Marking a 50th Anniversary is a historic milestone whatever the circumstance. In 2018, R. Allen Olmstead, known simply as “Al” to all of us, reached his 50th year as an SCCA member. For the last half-century, Al has been a familiar figure on flagging stations at tracks throughout the northeast.

His introduction to SCCA came when he was working at Hamilton Standard in Connecticut. One of the general managers at his facility was into sports cars and introduced Al to autocross and races at the old Thompson track and Lime Rock Park. “I went to Thompson to flag as a rookie, and while at registration, word got out that Paul Newman was there. One of my first flagging events was Paul Newman’s driver school,” Al reminisced.
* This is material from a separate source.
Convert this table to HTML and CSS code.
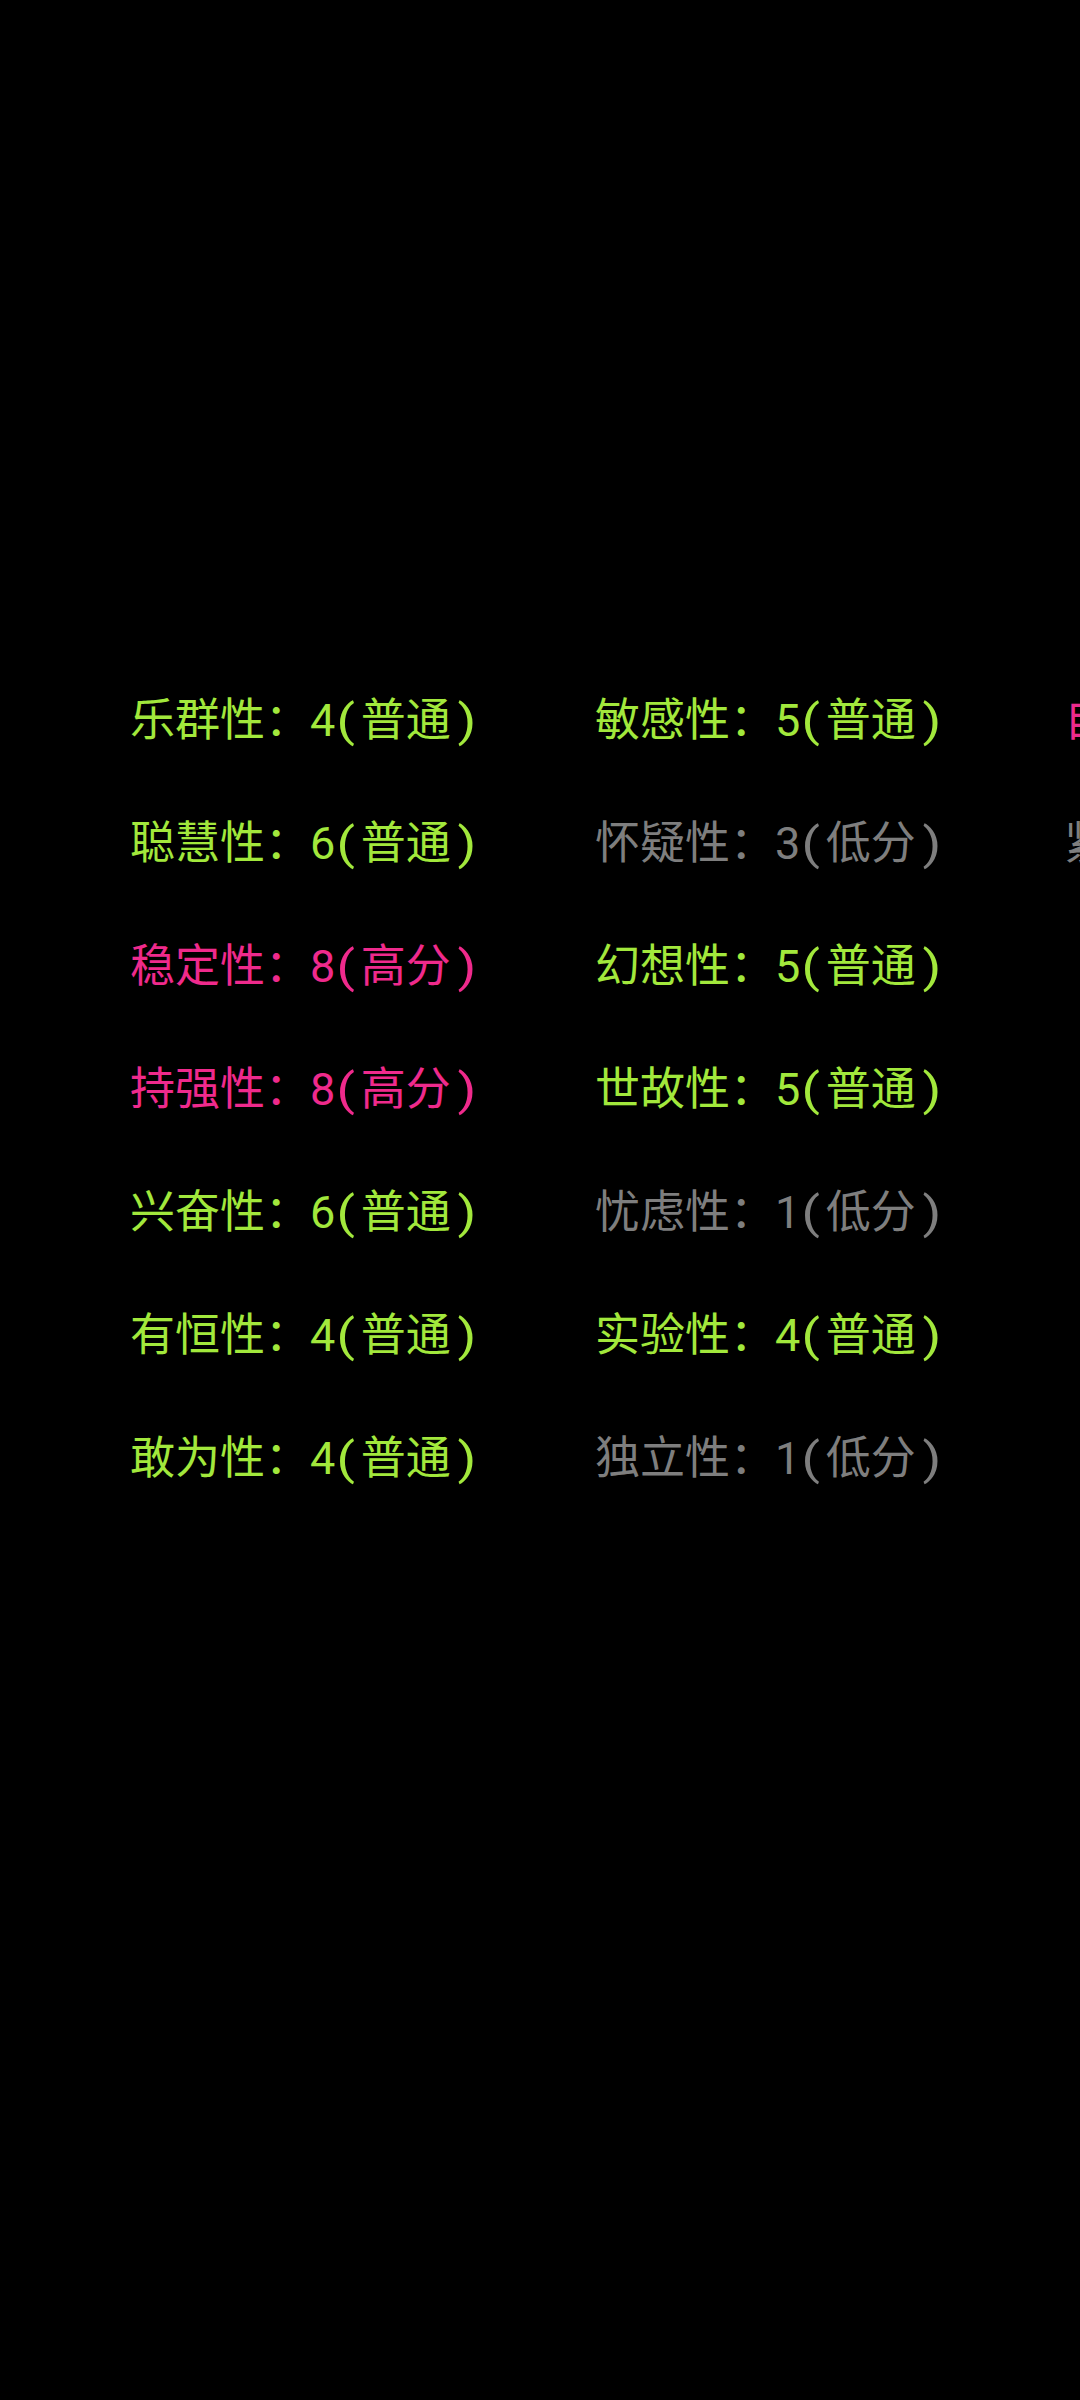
FILE: index.html
```html
<!DOCTYPE html>
<html lang="zh-CN">
<head>
<meta charset="utf-8">
<title>16PF</title>
<link rel="stylesheet" href="styles.css">
</head>
<body>
<div class="board">
  <div class="col">
    <div class="item mid">乐群性：4<span class="op">(</span>普通<span class="cp">)</span></div>
    <div class="item mid">聪慧性：6<span class="op">(</span>普通<span class="cp">)</span></div>
    <div class="item high">稳定性：8<span class="op">(</span>高分<span class="cp">)</span></div>
    <div class="item high">持强性：8<span class="op">(</span>高分<span class="cp">)</span></div>
    <div class="item mid">兴奋性：6<span class="op">(</span>普通<span class="cp">)</span></div>
    <div class="item mid">有恒性：4<span class="op">(</span>普通<span class="cp">)</span></div>
    <div class="item mid">敢为性：4<span class="op">(</span>普通<span class="cp">)</span></div>
  </div>
  <div class="col">
    <div class="item mid">敏感性：5<span class="op">(</span>普通<span class="cp">)</span></div>
    <div class="item low">怀疑性：3<span class="op">(</span>低分<span class="cp">)</span></div>
    <div class="item mid">幻想性：5<span class="op">(</span>普通<span class="cp">)</span></div>
    <div class="item mid">世故性：5<span class="op">(</span>普通<span class="cp">)</span></div>
    <div class="item low">忧虑性：1<span class="op">(</span>低分<span class="cp">)</span></div>
    <div class="item mid">实验性：4<span class="op">(</span>普通<span class="cp">)</span></div>
    <div class="item low">独立性：1<span class="op">(</span>低分<span class="cp">)</span></div>
  </div>
  <div class="col">
    <div class="item high">自律性：8<span class="op">(</span>高分<span class="cp">)</span></div>
    <div class="item low">紧张性：2<span class="op">(</span>低分<span class="cp">)</span></div>
  </div>
</div>
</body>
</html>
```
FILE: styles.css
```css
html, body {
  margin: 0;
  padding: 0;
  background: #000;
  width: 1080px;
  height: 2400px;
  overflow: hidden;
}
.board {
  display: grid;
  grid-template-columns: 465px 469px 468px;
  padding: 659px 0 0 130px;
  font-family: Roboto, "Noto Sans CJK SC", sans-serif;
  font-size: 45px;
  white-space: nowrap;
}
.col {
  display: flex;
  flex-direction: column;
}
.item {
  line-height: 123px;
  height: 123px;
}
.op {
  display: inline-block;
  transform: scaleX(1.2);
  margin: 0 7px 0 3px;
}
.cp {
  display: inline-block;
  transform: scaleX(1.2);
  margin-left: 8px;
}
.mid { color: #a2e83c; }
.high { color: #ef2a8c; }
.low { color: #7e7e7e; }
```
Through the years, Al never ventured behind the wheel himself, serving all these decades as a dedicated volunteer and flagger. His favorite event being the F1 races at Montreal, where he spent 20 years overseeing corners. Al says the most vivid memories through the years are the ones that make him laugh. “I remember one cool down lap, where Keke Rosberg had a driver sitting on his sidepod and punched it coming around the left-hander at turn 9. The guy fell off, landed on his backside and slid across the track.”

NER Director Trevor Hermance has Al to thank for getting him involved with SCCA and racing. After Trevor’s dad introduced him to his church buddy that wore racecar ties under his choir robe, Al offered to bring Trevor to the track and facilitated rides with hours of racing conversation thrown in for good measure. “Thanks to the fostering nature of Al and other members like him, I’m proud to be endeavoring on my own adventures in racing now, 14 years on. I can’t wait to help bring more people into the fold just as he has done for me,” Trevor remarked.

While there have been many changes to flagging turns over the last half-century, Al is happy to note that there are a lot more women and younger people. He encourages newcomers, “Get with the experienced people. They will teach you how to flag as you should.”

Al and Ayrton Senna

Spend any time with Al, and you’ll be sure to hear one of his favorite stories. As Trevor describes, “I hardly knew who this “Air Ton Senna” was, whom Al had helped “get back to the peets” after a mechanical at a Canadian Grand Prix in Montreal when I was barely old enough to talk. But I’ve certainly learned to appreciate what being part of such a moment means to a worker in the years since!”

In the photo above, Al is with Ayrton Senna at the armco at the first turn in Montreal where he help Senna cross a hot track counter-race when it was safe, so he could return to the pits.